Scattering as an Anomaly Inductive Bias: More elegant than reconstruction error — no task-specific reconstruction objective is needed; it suffices to constrain normal data to cluster on the hypersphere. Any deviation from this clustering pattern is treated as anomalous.
Theoretical Grounding via Information Bottleneck: The contrastive fusion objective is shown to be equivalent to maximizing cross-view conditional mutual information, providing a principled theoretical foundation for temporal-topological fusion rather than an ad hoc design.
Comprehensive Evaluation on Industrial IoT Data: Six datasets spanning servers, water treatment, and space exploration scenarios offer strong empirical coverage.

Limitations & Future Work¶

The loss weights \(\alpha, \beta\) require manual tuning.
Performance degrades on sporadic/irregular anomalies (NIPS-TS-SWAN) — the scattering mechanism assumes consistent distributional deviation, which does not hold for sparse transient anomalies.
Computational complexity and scalability analysis are insufficient.
The graph construction method (correlation-based) may be sensitive to the assumed graph structure.

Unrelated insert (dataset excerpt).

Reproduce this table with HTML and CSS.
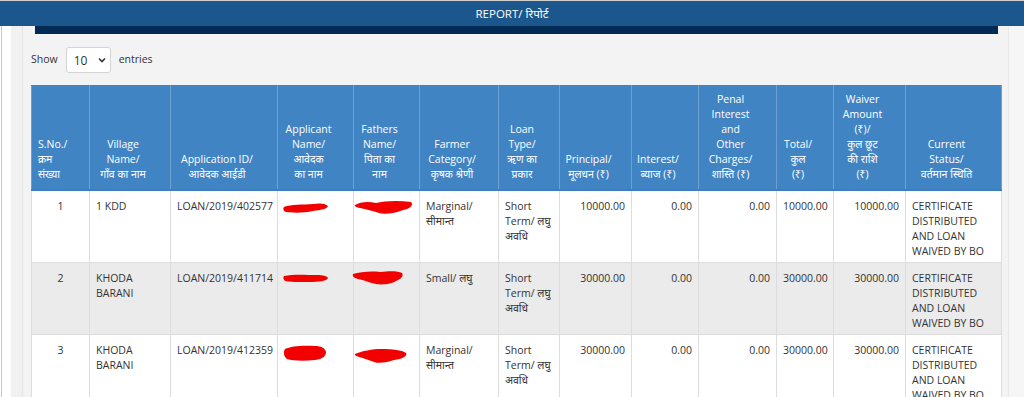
FILE: index.html
```html
<!DOCTYPE html>
<html lang="hi">
<head>
    <meta charset="UTF-8">
    <meta name="viewport" content="width=device-width, initial-scale=1.0">
    <title>Report</title>
    <link rel="stylesheet" href="styles.css">
</head>
<body>
    <div class="topbar">REPORT/ रिपोर्ट</div>

    <div class="page">
        <div class="gutter"></div>
        <div class="main">
            <div class="panel">
                <div class="panel-heading"></div>

                <div class="length-row">
                    <label>Show</label>
                    <div class="select-box">
                        <span>10</span>
                        <svg width="8" height="6" viewBox="0 0 8 6"><path d="M1 1.5 L4 4.5 L7 1.5" fill="none" stroke="#333" stroke-width="1.6"/></svg>
                    </div>
                    <label>entries</label>
                </div>

                <table class="report">
                    <colgroup>
                        <col class="c-sno"><col class="c-village"><col class="c-appid"><col class="c-name">
                        <col class="c-father"><col class="c-cat"><col class="c-loan"><col class="c-prin">
                        <col class="c-int"><col class="c-penal"><col class="c-total"><col class="c-waiver">
                        <col class="c-status">
                    </colgroup>
                    <thead>
                        <tr>
                            <th class="left">S.No./<br>क्रम<br>संख्या</th>
                            <th>Village<br>Name/<br>गाँव का नाम</th>
                            <th>Application ID/<br>आवेदक आईडी</th>
                            <th>Applicant<br>Name/<br>आवेदक<br>का नाम</th>
                            <th>Fathers<br>Name/<br>पिता का<br>नाम</th>
                            <th>Farmer<br>Category/<br>कृषक श्रेणी</th>
                            <th>Loan<br>Type/<br>ऋण का<br>प्रकार</th>
                            <th>Principal/<br>मूलधन (₹)</th>
                            <th>Interest/<br>ब्याज (₹)</th>
                            <th>Penal<br>Interest<br>and<br>Other<br>Charges/<br>शास्ति (₹)</th>
                            <th>Total/<br>कुल<br>(₹)</th>
                            <th>Waiver<br>Amount<br>(₹)/<br>कुल छूट<br>की राशि<br>(₹)</th>
                            <th>Current<br>Status/<br>वर्तमान स्थिति</th>
                        </tr>
                    </thead>
                    <tbody>
                        <tr>
                            <td class="center">1</td>
                            <td>1 KDD</td>
                            <td>LOAN/2019/402577</td>
                            <td><svg class="redact r-a" width="46" height="12" viewBox="0 0 46 12"><path d="M1 5 C8 2 20 3 30 2 C36 1 42 1 45 4 C44 7 38 8 30 9 C22 11 10 11 3 10 C0 9 0 6 1 5 Z" fill="#f20000"/></svg></td>
                            <td><svg class="redact r-b" width="60" height="16" viewBox="0 0 60 16"><path d="M1 5 C6 2 14 1 22 3 C30 1 44 0 57 2 C60 5 56 9 49 10 C42 13 31 15 25 13 C19 11 12 9 6 8 C2 7 0 6 1 5 Z" fill="#f20000"/></svg></td>
                            <td>Marginal/ सीमान्त</td>
                            <td>Short Term/ लघु अवधि</td>
                            <td class="right">10000.00</td>
                            <td class="right">0.00</td>
                            <td class="right">0.00</td>
                            <td>10000.00</td>
                            <td class="right">10000.00</td>
                            <td>CERTIFICATE DISTRIBUTED AND LOAN WAIVED BY BO</td>
                        </tr>
                        <tr class="odd">
                            <td class="center">2</td>
                            <td>KHODA BARANI</td>
                            <td>LOAN/2019/411714</td>
                            <td><svg class="redact r-c" width="46" height="10" viewBox="0 0 46 10"><path d="M1 3 C10 1 24 2 34 2 C40 2 44 3 45 5 C44 8 36 9 26 9 C16 9 6 9 2 8 C0 6 0 4 1 3 Z" fill="#f20000"/></svg></td>
                            <td><svg class="redact r-d" width="52" height="16" viewBox="0 0 52 16"><path d="M1 4 C8 2 18 1 28 2 C38 1 46 1 50 3 C52 6 49 9 44 11 C40 14 30 15 24 14 C18 13 12 10 6 9 C2 8 0 6 1 4 Z" fill="#f20000"/></svg></td>
                            <td>Small/ लघु</td>
                            <td>Short Term/ लघु अवधि</td>
                            <td class="right">30000.00</td>
                            <td class="right">0.00</td>
                            <td class="right">0.00</td>
                            <td>30000.00</td>
                            <td class="right">30000.00</td>
                            <td>CERTIFICATE DISTRIBUTED AND LOAN WAIVED BY BO</td>
                        </tr>
                        <tr>
                            <td class="center">3</td>
                            <td>KHODA BARANI</td>
                            <td>LOAN/2019/412359</td>
                            <td><svg class="redact r-e" width="44" height="16" viewBox="0 0 44 16"><path d="M2 4 C8 1 20 0 32 1 C38 1 42 3 43 7 C43 11 40 14 32 15 C22 16 10 16 4 14 C1 12 0 7 2 4 Z" fill="#f20000"/></svg></td>
                            <td><svg class="redact r-f" width="54" height="16" viewBox="0 0 54 16"><path d="M1 6 C8 3 18 1 28 1 C38 1 48 2 52 5 C54 8 48 11 40 12 C34 14 26 16 20 14 C14 12 10 10 5 9 C2 8 0 7 1 6 Z" fill="#f20000"/></svg></td>
                            <td>Marginal/ सीमान्त</td>
                            <td>Short Term/ लघु अवधि</td>
                            <td class="right">30000.00</td>
                            <td class="right">0.00</td>
                            <td class="right">0.00</td>
                            <td>30000.00</td>
                            <td class="right">30000.00</td>
                            <td>CERTIFICATE DISTRIBUTED AND LOAN WAIVED BY BO</td>
                        </tr>
                    </tbody>
                </table>
            </div>
        </div>
        <div class="gutter-right"></div>
    </div>
</body>
</html>
```

FILE: styles.css
```css
html, body {
    margin: 0;
    padding: 0;
    overflow: hidden;
}
body {
    font-family: "Open Sans", "Noto Sans", sans-serif;
    font-size: 10.5px;
    line-height: 15px;
    color: #333;
    background: #fff;
}
.topbar {
    height: 25px;
    border-top: 1px solid #cfcfcf;
    background-color: #1b578c;
    color: #fff;
    font-size: 11.5px;
    line-height: 25px;
    text-align: center;
}
.page {
    display: flex;
    min-height: 400px;
}
.gutter {
    width: 9px;
    margin-left: 1px;
    border-left: 1px solid #c6c6c6;
    background: #fff;
}
.main {
    flex: 1;
    background-color: #f1f1f1;
    padding-left: 11px;
    border-right: 1px solid #e9e9e9;
}
.gutter-right {
    width: 15px;
    background: #f6f6f6;
}
.panel {
    border-left: 1px solid #e6e6e6;
    background-color: #f3f3f3;
    padding: 0 6px 0 8px;
    height: 100%;
}
.panel-heading {
    height: 8px;
    margin: 0 4px;
    background-color: #012b54;
}
.length-row {
    display: flex;
    align-items: center;
    gap: 8px;
    margin-top: 13px;
    height: 26px;
}
.length-row label {
    font-size: 10.5px;
    margin-top: -2px;
}
.select-box {
    width: 45px;
    height: 26px;
    box-sizing: border-box;
    border: 1px solid #d4d4d4;
    border-radius: 3px;
    background: #fff;
    display: flex;
    align-items: center;
    justify-content: space-between;
    padding: 0 4px 0 7px;
    font-size: 12px;
    color: #333;
}
.report {
    width: 100%;
    margin-top: 12px;
    border-collapse: collapse;
    table-layout: fixed;
    background: #fff;
}
.c-sno { width: 58px; }
.c-village { width: 81px; }
.c-appid { width: 107px; }
.c-name { width: 76px; }
.c-father { width: 66px; }
.c-cat { width: 79px; }
.c-loan { width: 61px; }
.c-prin { width: 72px; }
.c-int { width: 67px; }
.c-penal { width: 78px; }
.c-total { width: 57px; }
.c-waiver { width: 72px; }
.c-status { width: 96px; }
.report th {
    background-color: #4184c4;
    color: #fff;
    font-weight: normal;
    text-align: center;
    vertical-align: bottom;
    padding: 6px 18px 7px 4px;
    border: 1px solid #6d9fd2;
    border-top-color: #4184c4;
    border-bottom: 2px solid #3d7fbf;
}
.report th.left {
    text-align: left;
    padding-left: 6px;
}
.report td {
    vertical-align: top;
    padding: 8px 6px 3px 6px;
    height: 60px;
    border: 1px solid #dddddd;
    text-align: left;
}
.report tr.odd td {
    background-color: #ebebeb;
}
.report td.center {
    text-align: center;
}
.report td.right {
    text-align: right;
}
.redact {
    display: block;
}
.r-a { margin: 3px 0 0 -1px; }
.r-b { margin: 1px 0 0 -6px; }
.r-c { margin: 2px 0 0 -1px; }
.r-d { margin: -1px 0 0 -8px; }
.r-e { margin: 2px 0 0 -1px; }
.r-f { margin: 5px 0 0 -6px; }
```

vs. USAD/OmniAnomaly: Reconstruction-based methods detect anomalies via reconstruction error; ScatterAD does not reconstruct but instead uses scattering degree directly.
vs. GDN/MTAD-GAT: Graph + temporal anomaly detection methods, but without scattering mechanism or hyperspherical constraints.
vs. BYOL/MoCo: The dual-encoder + EMA update design draws from self-supervised learning frameworks, but the objective is scattering rather than invariance.

Rating¶

Novelty: ⭐⭐⭐⭐ — Scattering is an interesting new inductive bias for anomaly detection; theoretical support enhances credibility.
Experimental Thoroughness: ⭐⭐⭐⭐ — 6 datasets × 4 metrics × complete ablation study.
Writing Quality: ⭐⭐⭐⭐ — The intuition behind the scattering mechanism is clearly presented; the information bottleneck theory is applied appropriately.
Value: ⭐⭐⭐⭐ — Practically valuable for industrial time series anomaly detection.